# Start of DATA BLOCK

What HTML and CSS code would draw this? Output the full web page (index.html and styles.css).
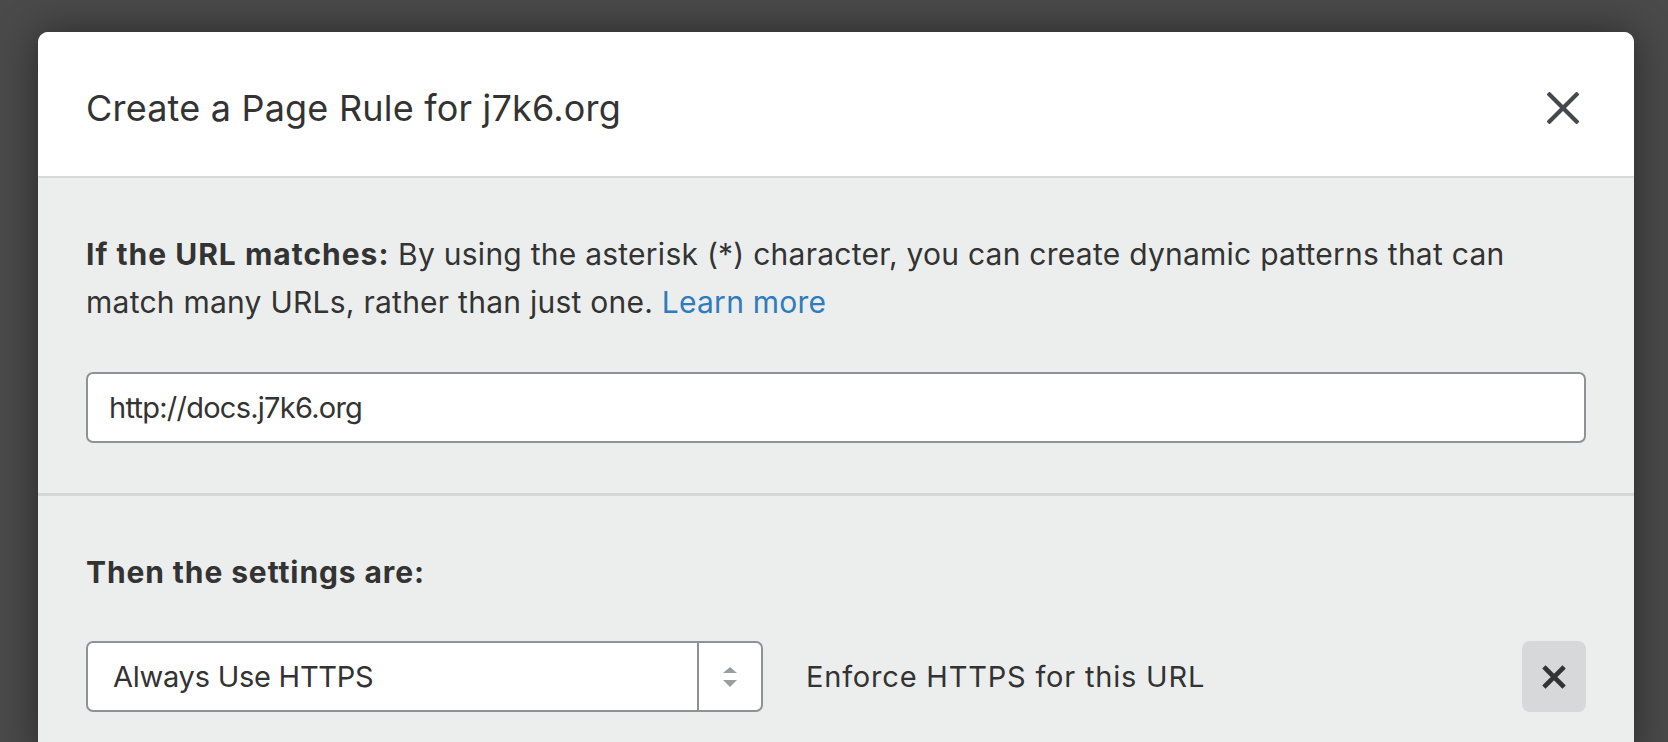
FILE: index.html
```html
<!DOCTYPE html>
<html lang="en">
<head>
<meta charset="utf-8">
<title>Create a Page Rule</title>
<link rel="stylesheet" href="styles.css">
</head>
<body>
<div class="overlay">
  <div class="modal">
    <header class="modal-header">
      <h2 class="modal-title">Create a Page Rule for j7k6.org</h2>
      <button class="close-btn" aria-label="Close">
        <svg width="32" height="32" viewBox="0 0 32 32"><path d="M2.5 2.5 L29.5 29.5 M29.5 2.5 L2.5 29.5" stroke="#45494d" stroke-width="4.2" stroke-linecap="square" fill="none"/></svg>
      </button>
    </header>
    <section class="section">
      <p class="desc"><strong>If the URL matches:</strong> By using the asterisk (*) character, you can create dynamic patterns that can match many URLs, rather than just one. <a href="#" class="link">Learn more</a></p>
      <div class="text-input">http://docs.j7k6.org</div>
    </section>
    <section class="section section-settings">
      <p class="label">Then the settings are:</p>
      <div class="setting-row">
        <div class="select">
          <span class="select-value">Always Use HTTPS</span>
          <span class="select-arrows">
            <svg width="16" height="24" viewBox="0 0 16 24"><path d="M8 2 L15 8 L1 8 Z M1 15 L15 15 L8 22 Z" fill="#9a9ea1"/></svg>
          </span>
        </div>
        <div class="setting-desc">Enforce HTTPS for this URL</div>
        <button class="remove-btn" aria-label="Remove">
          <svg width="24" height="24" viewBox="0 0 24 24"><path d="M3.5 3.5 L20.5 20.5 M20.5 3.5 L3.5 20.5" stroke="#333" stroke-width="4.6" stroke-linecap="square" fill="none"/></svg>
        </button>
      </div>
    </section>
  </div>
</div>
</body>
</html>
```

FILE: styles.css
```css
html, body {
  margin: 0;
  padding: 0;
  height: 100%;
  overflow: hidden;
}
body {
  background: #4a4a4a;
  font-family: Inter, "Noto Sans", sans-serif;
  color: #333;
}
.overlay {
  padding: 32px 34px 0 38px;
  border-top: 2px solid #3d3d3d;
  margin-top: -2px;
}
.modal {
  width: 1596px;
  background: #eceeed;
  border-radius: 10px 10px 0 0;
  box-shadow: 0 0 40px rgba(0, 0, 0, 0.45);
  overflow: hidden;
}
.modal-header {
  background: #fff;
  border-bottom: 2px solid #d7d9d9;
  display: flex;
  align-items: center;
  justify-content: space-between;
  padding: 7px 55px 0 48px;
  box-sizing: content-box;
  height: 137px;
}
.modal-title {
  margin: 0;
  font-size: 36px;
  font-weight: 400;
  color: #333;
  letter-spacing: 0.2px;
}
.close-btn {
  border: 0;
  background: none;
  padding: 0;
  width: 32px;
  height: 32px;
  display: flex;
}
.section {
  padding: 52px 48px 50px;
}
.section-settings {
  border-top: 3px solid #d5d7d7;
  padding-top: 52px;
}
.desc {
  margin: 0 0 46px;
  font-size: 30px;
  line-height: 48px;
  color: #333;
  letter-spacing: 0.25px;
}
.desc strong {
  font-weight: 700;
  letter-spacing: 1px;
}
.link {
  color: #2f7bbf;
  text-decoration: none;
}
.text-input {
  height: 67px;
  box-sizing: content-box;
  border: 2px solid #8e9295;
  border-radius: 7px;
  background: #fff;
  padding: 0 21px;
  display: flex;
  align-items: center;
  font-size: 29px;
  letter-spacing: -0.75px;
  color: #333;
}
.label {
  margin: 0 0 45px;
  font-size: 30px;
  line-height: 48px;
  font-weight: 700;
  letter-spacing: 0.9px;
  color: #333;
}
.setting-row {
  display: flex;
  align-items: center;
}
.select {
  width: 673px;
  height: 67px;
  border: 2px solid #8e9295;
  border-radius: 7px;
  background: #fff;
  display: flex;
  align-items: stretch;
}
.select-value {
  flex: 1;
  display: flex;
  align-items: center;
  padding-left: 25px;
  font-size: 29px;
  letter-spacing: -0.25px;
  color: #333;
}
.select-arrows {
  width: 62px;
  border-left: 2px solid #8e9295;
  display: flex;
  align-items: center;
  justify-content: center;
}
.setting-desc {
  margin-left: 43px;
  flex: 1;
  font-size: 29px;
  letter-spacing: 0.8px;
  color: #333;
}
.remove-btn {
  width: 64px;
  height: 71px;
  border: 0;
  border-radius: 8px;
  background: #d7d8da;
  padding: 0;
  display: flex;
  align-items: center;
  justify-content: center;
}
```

# End of DATA BLOCK

Copy the data exactly. Any picture it contains is to be omitted.

EXERCISE ANSWER
What HTML and CSS code would draw this? Output the full web page (index.html and styles.css).
FILE: index.html
```html
<!DOCTYPE html>
<html lang="en">
<head>
<meta charset="utf-8">
<title>Create a Page Rule</title>
<link rel="stylesheet" href="styles.css">
</head>
<body>
<div class="overlay">
  <div class="modal">
    <header class="modal-header">
      <h2 class="modal-title">Create a Page Rule for j7k6.org</h2>
      <button class="close-btn" aria-label="Close">
        <svg width="32" height="32" viewBox="0 0 32 32"><path d="M2.5 2.5 L29.5 29.5 M29.5 2.5 L2.5 29.5" stroke="#45494d" stroke-width="4.2" stroke-linecap="square" fill="none"/></svg>
      </button>
    </header>
    <section class="section">
      <p class="desc"><strong>If the URL matches:</strong> By using the asterisk (*) character, you can create dynamic patterns that can match many URLs, rather than just one. <a href="#" class="link">Learn more</a></p>
      <div class="text-input">http://docs.j7k6.org</div>
    </section>
    <section class="section section-settings">
      <p class="label">Then the settings are:</p>
      <div class="setting-row">
        <div class="select">
          <span class="select-value">Always Use HTTPS</span>
          <span class="select-arrows">
            <svg width="16" height="24" viewBox="0 0 16 24"><path d="M8 2 L15 8 L1 8 Z M1 15 L15 15 L8 22 Z" fill="#9a9ea1"/></svg>
          </span>
        </div>
        <div class="setting-desc">Enforce HTTPS for this URL</div>
        <button class="remove-btn" aria-label="Remove">
          <svg width="24" height="24" viewBox="0 0 24 24"><path d="M3.5 3.5 L20.5 20.5 M20.5 3.5 L3.5 20.5" stroke="#333" stroke-width="4.6" stroke-linecap="square" fill="none"/></svg>
        </button>
      </div>
    </section>
  </div>
</div>
</body>
</html>
```

FILE: styles.css
```css
html, body {
  margin: 0;
  padding: 0;
  height: 100%;
  overflow: hidden;
}
body {
  background: #4a4a4a;
  font-family: Inter, "Noto Sans", sans-serif;
  color: #333;
}
.overlay {
  padding: 32px 34px 0 38px;
  border-top: 2px solid #3d3d3d;
  margin-top: -2px;
}
.modal {
  width: 1596px;
  background: #eceeed;
  border-radius: 10px 10px 0 0;
  box-shadow: 0 0 40px rgba(0, 0, 0, 0.45);
  overflow: hidden;
}
.modal-header {
  background: #fff;
  border-bottom: 2px solid #d7d9d9;
  display: flex;
  align-items: center;
  justify-content: space-between;
  padding: 7px 55px 0 48px;
  box-sizing: content-box;
  height: 137px;
}
.modal-title {
  margin: 0;
  font-size: 36px;
  font-weight: 400;
  color: #333;
  letter-spacing: 0.2px;
}
.close-btn {
  border: 0;
  background: none;
  padding: 0;
  width: 32px;
  height: 32px;
  display: flex;
}
.section {
  padding: 52px 48px 50px;
}
.section-settings {
  border-top: 3px solid #d5d7d7;
  padding-top: 52px;
}
.desc {
  margin: 0 0 46px;
  font-size: 30px;
  line-height: 48px;
  color: #333;
  letter-spacing: 0.25px;
}
.desc strong {
  font-weight: 700;
  letter-spacing: 1px;
}
.link {
  color: #2f7bbf;
  text-decoration: none;
}
.text-input {
  height: 67px;
  box-sizing: content-box;
  border: 2px solid #8e9295;
  border-radius: 7px;
  background: #fff;
  padding: 0 21px;
  display: flex;
  align-items: center;
  font-size: 29px;
  letter-spacing: -0.75px;
  color: #333;
}
.label {
  margin: 0 0 45px;
  font-size: 30px;
  line-height: 48px;
  font-weight: 700;
  letter-spacing: 0.9px;
  color: #333;
}
.setting-row {
  display: flex;
  align-items: center;
}
.select {
  width: 673px;
  height: 67px;
  border: 2px solid #8e9295;
  border-radius: 7px;
  background: #fff;
  display: flex;
  align-items: stretch;
}
.select-value {
  flex: 1;
  display: flex;
  align-items: center;
  padding-left: 25px;
  font-size: 29px;
  letter-spacing: -0.25px;
  color: #333;
}
.select-arrows {
  width: 62px;
  border-left: 2px solid #8e9295;
  display: flex;
  align-items: center;
  justify-content: center;
}
.setting-desc {
  margin-left: 43px;
  flex: 1;
  font-size: 29px;
  letter-spacing: 0.8px;
  color: #333;
}
.remove-btn {
  width: 64px;
  height: 71px;
  border: 0;
  border-radius: 8px;
  background: #d7d8da;
  padding: 0;
  display: flex;
  align-items: center;
  justify-content: center;
}
```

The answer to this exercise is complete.